- **Exercise description**
Note how many lines hold the string "this" and give that number without any other words.

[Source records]
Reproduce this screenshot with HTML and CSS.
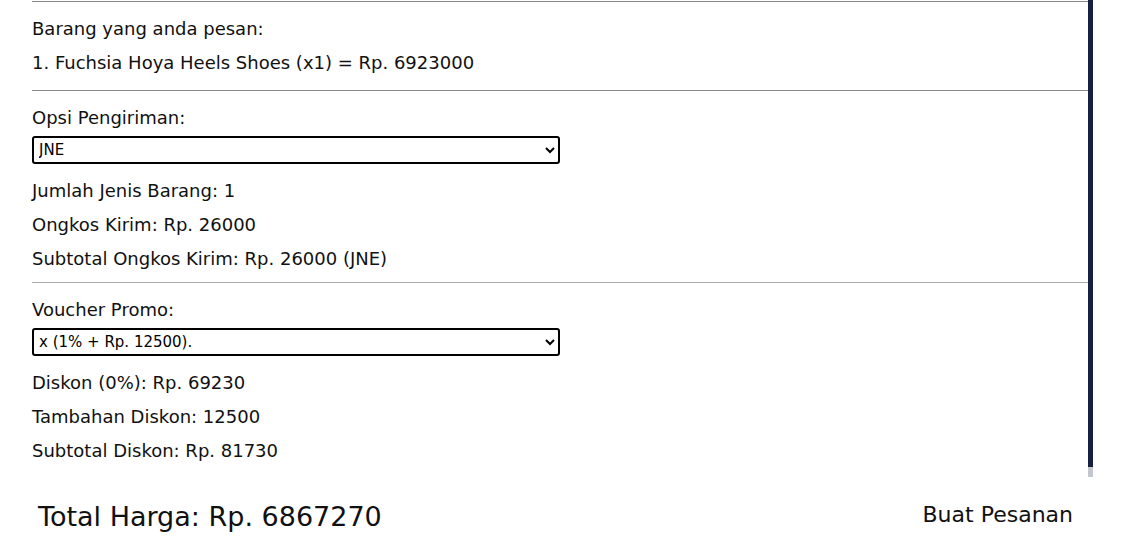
FILE: index.html
```html
<!DOCTYPE html>
<html lang="id">
<head>
<meta charset="utf-8">
<title>Checkout</title>
<link rel="stylesheet" href="styles.css">
</head>
<body>
<div class="page">
  <div class="panel">
    <div class="scroll">
      <section class="sec sec-first">
        <div class="row">Barang yang anda pesan:</div>
        <div class="row">1. Fuchsia Hoya Heels Shoes (x1) = Rp. 6923000</div>
      </section>
      <section class="sec">
        <div class="row">Opsi Pengiriman:</div>
        <select class="pick"><option>JNE</option><option>J&amp;T</option><option>SiCepat</option></select>
        <div class="rows">
          <div class="row">Jumlah Jenis Barang: 1</div>
          <div class="row">Ongkos Kirim: Rp. 26000</div>
          <div class="row">Subtotal Ongkos Kirim: Rp. 26000 (JNE)</div>
        </div>
      </section>
      <section class="sec sec-light">
        <div class="row">Voucher Promo:</div>
        <select class="pick"><option>x (1% + Rp. 12500).</option></select>
        <div class="rows">
          <div class="row">Diskon (0%): Rp. 69230</div>
          <div class="row">Tambahan Diskon: 12500</div>
          <div class="row">Subtotal Diskon: Rp. 81730</div>
        </div>
      </section>
    </div>
    <div class="bar">
      <div class="thumb"></div>
      <div class="track"></div>
    </div>
  </div>
  <div class="footer">
    <div class="total">Total Harga: Rp. 6867270</div>
    <button class="order" type="button">Buat Pesanan</button>
  </div>
</div>
</body>
</html>
```
FILE: styles.css
```css
* { box-sizing: border-box; }
html, body { margin: 0; padding: 0; background: #fff; }
body {
  font-family: "DejaVu Sans", "Noto Sans", sans-serif;
  color: #111;
}
.page { width: 1133px; height: 547px; }
.panel {
  display: flex;
  width: 1093px;
  height: 477px;
}
.scroll {
  flex: 1;
  overflow: hidden;
  padding: 1px 0 13px 32px;
}
.bar {
  width: 5px;
  display: flex;
  flex-direction: column;
}
.thumb { flex: 1; background: #172140; }
.track { height: 10px; background: #c3c6ce; }
.sec {
  border-top: 1px solid #8a8a8a;
  padding: 10px 0 6px 0;
}
.sec-first { padding-bottom: 10px; }
.sec-light { border-top-color: #ababab; }
.row {
  height: 34px;
  line-height: 34px;
  font-size: 18px;
  white-space: nowrap;
}
.pick {
  display: block;
  width: 528px;
  height: 28px;
  margin: 1px 0 10px 0;
  border: 2px solid #000;
  border-radius: 3px;
  background: #fff;
  font-family: "DejaVu Sans", "Noto Sans", sans-serif;
  font-size: 15px;
  color: #000;
  padding: 0 1px;
}
.footer {
  display: flex;
  align-items: center;
  justify-content: space-between;
  height: 70px;
  padding: 8px 60px 0 38px;
}
.total { font-size: 27px; }
.order {
  background: none;
  border: none;
  padding: 0;
  margin-top: -3px;
  font-family: "DejaVu Sans", "Noto Sans", sans-serif;
  font-size: 22px;
  color: #111;
}
```
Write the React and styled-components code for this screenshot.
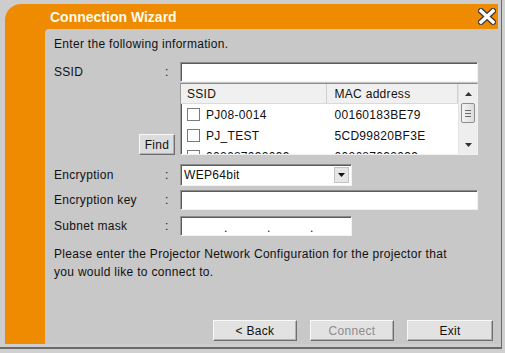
import React from "react";
import styled, { createGlobalStyle } from "styled-components";

const GlobalStyle = createGlobalStyle`
  html, body {
    margin: 0;
    padding: 0;
    background: #d0d0d0;
  }
  body {
    font-family: "Liberation Sans", Arial, sans-serif;
    font-size: 12px;
    letter-spacing: 0.3px;
    color: #111;
  }
`;

const Frame = styled.div`
  width: 502px;
  height: 349px;
  background: #cdcdcd;
  border-right: 1px solid #6a6a6a;
  border-bottom: 2px solid #6a6a6a;
  padding: 4px 3px 3px 5px;
  box-sizing: border-box;
  display: flex;
`;

const Window = styled.div`
  flex: 1;
  display: grid;
  grid-template-columns: 40px 1fr;
  grid-template-rows: 25px 1fr;
  background: #ef8b00;
  border-top-left-radius: 16px;
`;

const TitleBar = styled.div`
  grid-column: 1 / 3;
  display: flex;
  align-items: center;
  justify-content: space-between;
  padding: 0 2px 0 45px;
`;

const Title = styled.span`
  color: #fffbea;
  font-weight: bold;
  font-size: 14px;
  letter-spacing: 0;
`;

const CloseButton = styled.button`
  border: 0;
  background: none;
  padding: 0;
  width: 18px;
  height: 17px;
  display: flex;
  cursor: pointer;
`;

const Panel = styled.div`
  grid-column: 2;
  background: #c8c8c8;
  border-top-left-radius: 4px;
  margin-right: -3px;
  padding: 8px 8px 3px 9px;
  display: flex;
  flex-direction: column;
`;

const Intro = styled.p`
  margin: 0;
  line-height: 15px;
`;

const Form = styled.div`
  display: grid;
  grid-template-columns: 108px 18px 298px;
  align-items: center;
  margin-top: 10px;
`;

const Label = styled.span`
  line-height: 15px;
  margin-top: ${(p) => p.$mt || 0}px;
`;

const Colon = styled.span`
  padding-left: 3px;
  margin-top: ${(p) => p.$mt || 0}px;
`;

const Sunken = styled.div`
  background: #fff;
  border-top: 1px solid #8a8a8a;
  border-left: 1px solid #9a9a9a;
  border-bottom: 1px solid #f2f2f2;
  border-right: 1px solid #f2f2f2;
  box-shadow: inset 1px 1px 0 #5c5c5c;
  box-sizing: border-box;
`;

const TextBox = styled(Sunken)`
  width: ${(p) => p.$w || 298}px;
  height: 20px;
  margin-top: ${(p) => p.$mt || 0}px;
`;

const FindCell = styled.div`
  grid-column: 1 / 3;
  align-self: end;
  justify-self: end;
  margin: 0 5px 0 0;
`;

const Button = styled.button`
  font-family: "Liberation Sans", Arial, sans-serif;
  font-size: 12px;
  letter-spacing: 0.3px;
  width: ${(p) => p.$w || 84}px;
  height: 21px;
  padding: 0;
  background: ${(p) => p.$bg || "#e2e2e2"};
  color: ${(p) => (p.disabled ? "#8d8d8d" : "#111")};
  border-top: 1px solid #f8f8f8;
  border-left: 1px solid #f8f8f8;
  border-right: 1px solid #6e6e6e;
  border-bottom: 1px solid #6e6e6e;
  box-shadow: inset -1px -1px 0 #b0b0b0;
`;

const List = styled(Sunken)`
  margin-top: 1px;
  height: 72px;
  display: flex;
  overflow: hidden;
`;

const ListBody = styled.div`
  flex: 1;
  overflow: hidden;
`;

const HeaderRow = styled.div`
  display: flex;
  height: 20px;
  align-items: center;
  background: #f0f0f0;
  border-bottom: 1px solid #dadada;
  box-sizing: border-box;
`;

const HeaderCell = styled.div`
  width: ${(p) => p.$w}px;
  padding-left: ${(p) => p.$pad || 6}px;
  box-sizing: border-box;
  height: 100%;
  display: flex;
  align-items: center;
  border-right: 1px solid #d0d0d0;
`;

const Row = styled.div`
  display: flex;
  height: 21px;
  align-items: center;
`;

const Cell = styled.div`
  width: ${(p) => p.$w}px;
  padding-left: ${(p) => p.$pad || 6}px;
  box-sizing: border-box;
  display: flex;
  align-items: center;
  gap: 6px;
  white-space: nowrap;
`;

const Check = styled.span`
  width: 11px;
  height: 11px;
  border: 1px solid #7a7a7a;
  background: #fff;
  flex: none;
`;

const ScrollBar = styled.div`
  width: 18px;
  background: #eeeeee;
  border-left: 1px solid #e4e4e4;
  display: flex;
  flex-direction: column;
  align-items: center;
`;

const Arrow = styled.div`
  height: 19px;
  display: flex;
  align-items: center;
  justify-content: center;
  margin-top: ${(p) => (p.$bottom ? "auto" : "0")};
`;

const Thumb = styled.div`
  width: 14px;
  height: 20px;
  box-sizing: border-box;
  border: 1px solid #8f8f8f;
  border-radius: 2px;
  background: linear-gradient(90deg, #f4f4f4, #dcdcdc);
  display: flex;
  flex-direction: column;
  align-items: center;
  justify-content: center;
  gap: 2px;
`;

const Grip = styled.span`
  width: 6px;
  height: 1px;
  background: #6a6a6a;
`;

const Select = styled(Sunken)`
  width: 172px;
  height: 22px;
  margin-top: 9px;
  display: flex;
  align-items: center;
  justify-content: space-between;
  padding: 0 2px 0 3px;
`;

const DropButton = styled.span`
  width: 15px;
  height: 16px;
  background: #e6e6e6;
  border: 1px solid #c4c4c4;
  box-sizing: border-box;
  display: flex;
  align-items: center;
  justify-content: center;
`;

const IpBox = styled(TextBox)`
  display: flex;
  align-items: flex-end;
  padding: 0 0 2px 43px;
  gap: 40px;
  line-height: 10px;
`;

const Dot = styled.span`
  width: 3px;
`;

const Note = styled.p`
  margin: 9px 0 0 0;
  line-height: 18px;
`;

const Buttons = styled.div`
  margin-top: auto;
  display: flex;
  justify-content: flex-end;
  gap: 13px;
`;

const TriUp = () => (
  <svg width="7" height="4" viewBox="0 0 7 4">
    <path d="M0 4 L3.5 0 L7 4 Z" fill="#333" />
  </svg>
);

const TriDown = ({ color = "#333" }) => (
  <svg width="7" height="4" viewBox="0 0 7 4">
    <path d="M0 0 L7 0 L3.5 4 Z" fill={color} />
  </svg>
);

const networks = [
  { ssid: "PJ08-0014", mac: "00160183BE79" },
  { ssid: "PJ_TEST", mac: "5CD99820BF3E" },
  { ssid: "002687092099", mac: "002687092099" },
];

export default function App() {
  return (
    <>
      <GlobalStyle />
      <Frame>
        <Window>
          <TitleBar>
            <Title>Connection Wizard</Title>
            <CloseButton type="button">
              <svg width="18" height="17" viewBox="0 0 18 17">
                <path d="M3 3 L15 14 M15 3 L3 14" stroke="#3a3a3a" strokeWidth="6" strokeLinecap="square" />
                <path d="M3 3 L15 14 M15 3 L3 14" stroke="#fff" strokeWidth="3.4" strokeLinecap="square" />
              </svg>
            </CloseButton>
          </TitleBar>
          <Panel>
            <Intro>Enter the following information.</Intro>
            <Form>
              <Label>SSID</Label>
              <Colon>:</Colon>
              <TextBox />

              <FindCell>
                <Button type="button" $w={36} $bg="#dcdcdc">Find</Button>
              </FindCell>
              <List>
                <ListBody>
                  <HeaderRow>
                    <HeaderCell $w={147}>SSID</HeaderCell>
                    <HeaderCell $w={131} $pad={7}>MAC address</HeaderCell>
                  </HeaderRow>
                  {networks.map((n) => (
                    <Row key={n.ssid}>
                      <Cell $w={147}>
                        <Check />
                        {n.ssid}
                      </Cell>
                      <Cell $w={131} $pad={7}>{n.mac}</Cell>
                    </Row>
                  ))}
                </ListBody>
                <ScrollBar>
                  <Arrow>
                    <TriUp />
                  </Arrow>
                  <Thumb>
                    <Grip />
                    <Grip />
                    <Grip />
                  </Thumb>
                  <Arrow $bottom>
                    <TriDown />
                  </Arrow>
                </ScrollBar>
              </List>

              <Label $mt={9}>Encryption</Label>
              <Colon $mt={9}>:</Colon>
              <Select>
                <span>WEP64bit</span>
                <DropButton>
                  <TriDown color="#111" />
                </DropButton>
              </Select>

              <Label $mt={4}>Encryption key</Label>
              <Colon $mt={4}>:</Colon>
              <TextBox $mt={4} />

              <Label $mt={6}>Subnet mask</Label>
              <Colon $mt={6}>:</Colon>
              <IpBox $w={172} $mt={6}>
                <Dot>.</Dot>
                <Dot>.</Dot>
                <Dot>.</Dot>
              </IpBox>
            </Form>
            <Note>
              Please enter the Projector Network Configuration for the projector that
              <br />
              you would like to connect to.
            </Note>
            <Buttons>
              <Button type="button" $w={84}>&lt; Back</Button>
              <Button type="button" $w={84} disabled>Connect</Button>
              <Button type="button" $w={86}>Exit</Button>
            </Buttons>
          </Panel>
        </Window>
      </Frame>
    </>
  );
}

- **Answer**
2